Dungeon Crawl System Blog: Moving from Session to Session II / Low Player Turnout
by , 10-07-2011 at 01:00 AM (1617 Views)
Tonight's dungeon crawl game (based on Hidden Shrine of Tomoachan) had only three of our six players, which had me thinking about another aspect to the issue I raised in my last blog post, Moving from Session to Session, on tracking resources from session to session. Remember, in the dungeon crawl system, even short rests aren't a given, so tracking resources becomes critical to keep the threat level balanced.
If the particular players vary from session to session (again, nothing new here), then you need to have an idea in mind for how to reduce the resources of the rest of the party when they rejoin the group in the following session. If you meticulously track XP, then perhaps this isn't an issue. If a player doesn't show up, that player's character doesn't get the XP, but also doesn't have to worry about expended resources. If, on the other hand, everyone levels up together, than you probably want each character to have the same average reduction of resources.
Or not. As always, it's your call. I just want you to think about it so you can make the best decision for you and your group.

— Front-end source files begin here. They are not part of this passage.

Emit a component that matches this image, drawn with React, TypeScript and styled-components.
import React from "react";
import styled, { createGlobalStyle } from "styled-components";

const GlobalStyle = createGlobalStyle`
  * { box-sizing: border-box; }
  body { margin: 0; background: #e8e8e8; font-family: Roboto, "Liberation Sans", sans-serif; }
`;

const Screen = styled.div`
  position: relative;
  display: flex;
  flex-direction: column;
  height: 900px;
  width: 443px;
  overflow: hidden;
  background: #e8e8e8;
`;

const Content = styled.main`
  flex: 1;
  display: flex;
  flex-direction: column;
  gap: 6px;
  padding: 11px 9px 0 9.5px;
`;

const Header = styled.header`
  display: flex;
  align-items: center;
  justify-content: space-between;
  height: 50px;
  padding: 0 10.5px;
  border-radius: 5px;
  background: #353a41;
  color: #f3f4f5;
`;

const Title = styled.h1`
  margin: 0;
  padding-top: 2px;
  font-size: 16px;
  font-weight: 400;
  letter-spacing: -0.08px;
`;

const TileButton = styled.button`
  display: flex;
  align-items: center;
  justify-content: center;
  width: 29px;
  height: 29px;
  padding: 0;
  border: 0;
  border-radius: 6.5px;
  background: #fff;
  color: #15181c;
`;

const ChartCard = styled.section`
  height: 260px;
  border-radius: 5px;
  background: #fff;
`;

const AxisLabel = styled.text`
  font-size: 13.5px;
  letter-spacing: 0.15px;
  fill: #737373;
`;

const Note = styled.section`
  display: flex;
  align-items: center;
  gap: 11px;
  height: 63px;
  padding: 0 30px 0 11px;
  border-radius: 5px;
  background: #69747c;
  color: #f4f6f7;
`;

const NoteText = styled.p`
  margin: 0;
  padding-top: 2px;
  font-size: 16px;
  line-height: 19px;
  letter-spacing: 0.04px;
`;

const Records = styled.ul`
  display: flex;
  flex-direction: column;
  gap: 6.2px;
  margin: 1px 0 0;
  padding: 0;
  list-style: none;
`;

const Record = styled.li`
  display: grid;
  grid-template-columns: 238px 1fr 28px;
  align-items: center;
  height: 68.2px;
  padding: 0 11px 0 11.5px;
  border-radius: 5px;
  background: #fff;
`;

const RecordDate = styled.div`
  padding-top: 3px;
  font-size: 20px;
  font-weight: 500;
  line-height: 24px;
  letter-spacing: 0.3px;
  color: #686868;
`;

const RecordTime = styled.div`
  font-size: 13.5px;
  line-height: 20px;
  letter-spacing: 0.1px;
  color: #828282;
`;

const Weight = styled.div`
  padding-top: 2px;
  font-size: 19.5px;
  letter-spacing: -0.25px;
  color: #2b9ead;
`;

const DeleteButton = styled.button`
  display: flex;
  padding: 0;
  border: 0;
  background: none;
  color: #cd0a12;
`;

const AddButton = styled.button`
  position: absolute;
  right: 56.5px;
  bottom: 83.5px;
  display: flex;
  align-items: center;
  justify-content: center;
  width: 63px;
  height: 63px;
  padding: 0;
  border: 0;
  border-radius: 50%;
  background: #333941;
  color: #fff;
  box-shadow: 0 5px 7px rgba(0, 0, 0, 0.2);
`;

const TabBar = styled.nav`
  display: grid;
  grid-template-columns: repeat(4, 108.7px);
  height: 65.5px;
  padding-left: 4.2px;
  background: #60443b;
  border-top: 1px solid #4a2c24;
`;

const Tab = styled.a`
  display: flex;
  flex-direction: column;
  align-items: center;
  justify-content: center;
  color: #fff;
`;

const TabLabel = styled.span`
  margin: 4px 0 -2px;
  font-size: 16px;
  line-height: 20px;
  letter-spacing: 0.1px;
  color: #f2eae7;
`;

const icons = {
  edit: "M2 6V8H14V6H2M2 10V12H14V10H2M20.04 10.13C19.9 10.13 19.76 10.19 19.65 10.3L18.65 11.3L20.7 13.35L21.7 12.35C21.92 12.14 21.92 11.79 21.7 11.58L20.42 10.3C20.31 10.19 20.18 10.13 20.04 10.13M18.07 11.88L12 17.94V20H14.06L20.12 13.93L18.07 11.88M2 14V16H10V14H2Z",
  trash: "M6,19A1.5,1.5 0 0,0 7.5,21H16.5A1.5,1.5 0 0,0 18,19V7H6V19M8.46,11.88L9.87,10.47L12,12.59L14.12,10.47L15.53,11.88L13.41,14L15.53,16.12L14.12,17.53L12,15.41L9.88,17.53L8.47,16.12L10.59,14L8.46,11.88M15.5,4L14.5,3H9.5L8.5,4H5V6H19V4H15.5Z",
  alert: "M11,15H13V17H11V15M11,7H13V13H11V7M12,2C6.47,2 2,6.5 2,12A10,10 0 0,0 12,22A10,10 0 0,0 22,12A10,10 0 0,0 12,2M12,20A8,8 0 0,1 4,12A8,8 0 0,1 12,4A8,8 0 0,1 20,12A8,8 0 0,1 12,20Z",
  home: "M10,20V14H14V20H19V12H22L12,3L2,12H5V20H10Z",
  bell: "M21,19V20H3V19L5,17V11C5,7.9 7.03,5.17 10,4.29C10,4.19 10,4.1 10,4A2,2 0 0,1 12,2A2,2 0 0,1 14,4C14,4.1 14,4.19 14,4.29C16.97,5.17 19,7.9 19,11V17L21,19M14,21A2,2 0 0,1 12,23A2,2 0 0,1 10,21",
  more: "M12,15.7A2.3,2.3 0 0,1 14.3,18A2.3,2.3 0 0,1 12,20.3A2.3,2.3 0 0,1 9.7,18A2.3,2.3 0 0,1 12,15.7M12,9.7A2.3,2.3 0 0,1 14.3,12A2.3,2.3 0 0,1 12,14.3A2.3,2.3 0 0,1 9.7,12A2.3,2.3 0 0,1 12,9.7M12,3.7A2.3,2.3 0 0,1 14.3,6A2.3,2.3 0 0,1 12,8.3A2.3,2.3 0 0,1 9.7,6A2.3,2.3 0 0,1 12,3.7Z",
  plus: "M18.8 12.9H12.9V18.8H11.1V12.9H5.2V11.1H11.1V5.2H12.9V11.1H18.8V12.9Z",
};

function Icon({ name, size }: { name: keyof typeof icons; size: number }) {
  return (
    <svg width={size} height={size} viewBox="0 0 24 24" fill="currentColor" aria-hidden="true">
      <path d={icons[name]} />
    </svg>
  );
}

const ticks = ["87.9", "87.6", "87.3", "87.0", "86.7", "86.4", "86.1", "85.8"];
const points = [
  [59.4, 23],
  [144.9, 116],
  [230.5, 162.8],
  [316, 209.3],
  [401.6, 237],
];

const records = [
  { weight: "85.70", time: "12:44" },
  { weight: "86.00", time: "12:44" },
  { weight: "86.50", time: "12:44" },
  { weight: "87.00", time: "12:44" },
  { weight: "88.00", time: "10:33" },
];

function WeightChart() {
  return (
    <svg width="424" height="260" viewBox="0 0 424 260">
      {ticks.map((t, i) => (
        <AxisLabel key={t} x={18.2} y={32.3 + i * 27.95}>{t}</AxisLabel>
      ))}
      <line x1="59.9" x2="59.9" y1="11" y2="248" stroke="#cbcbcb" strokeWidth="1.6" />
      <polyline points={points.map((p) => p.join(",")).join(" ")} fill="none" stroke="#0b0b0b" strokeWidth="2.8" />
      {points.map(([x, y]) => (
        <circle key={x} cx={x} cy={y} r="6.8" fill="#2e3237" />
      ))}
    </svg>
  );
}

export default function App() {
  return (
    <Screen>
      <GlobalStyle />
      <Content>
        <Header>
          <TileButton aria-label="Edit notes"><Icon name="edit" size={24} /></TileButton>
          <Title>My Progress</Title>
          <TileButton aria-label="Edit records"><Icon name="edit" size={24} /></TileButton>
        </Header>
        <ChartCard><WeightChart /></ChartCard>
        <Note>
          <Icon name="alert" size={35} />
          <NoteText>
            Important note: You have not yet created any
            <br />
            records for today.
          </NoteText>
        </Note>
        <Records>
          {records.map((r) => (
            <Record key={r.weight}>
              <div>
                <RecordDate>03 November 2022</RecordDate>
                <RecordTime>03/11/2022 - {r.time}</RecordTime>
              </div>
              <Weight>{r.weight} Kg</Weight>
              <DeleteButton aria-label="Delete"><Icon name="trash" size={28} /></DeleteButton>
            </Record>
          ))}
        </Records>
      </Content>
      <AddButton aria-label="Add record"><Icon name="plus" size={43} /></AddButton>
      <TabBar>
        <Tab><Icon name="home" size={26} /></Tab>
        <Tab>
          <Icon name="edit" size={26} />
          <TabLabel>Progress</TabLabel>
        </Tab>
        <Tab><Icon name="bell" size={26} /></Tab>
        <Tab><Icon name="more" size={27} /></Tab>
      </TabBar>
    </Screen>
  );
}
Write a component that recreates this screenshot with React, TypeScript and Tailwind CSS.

On another note, because I had only three players (at least for the one combat encounter they faced -- the other player had to step away for a couple of hours), I gave the party 1d4+1 healing fruits (that I suggested in the original article), which granted the players a healing surge-worth of hit points without actually spending the surge. This was important because, with only three characters, the encounter was about as tough as you'd expect from the standard system. Without the healing fruit, the resource drain would have been imbalanced. To the players, it probably appeared to be imbalanced even with the healing fruits, but my feeling is that the ass-kicking resulted from very bad rolls on their part and five crits in seven d20 rolls on my part. I won't, and shouldn't, use healing fruits to fix the luck of the die. A random 1d4+1 seemed an appropriate compensation for the imbalance caused by the low player turnout.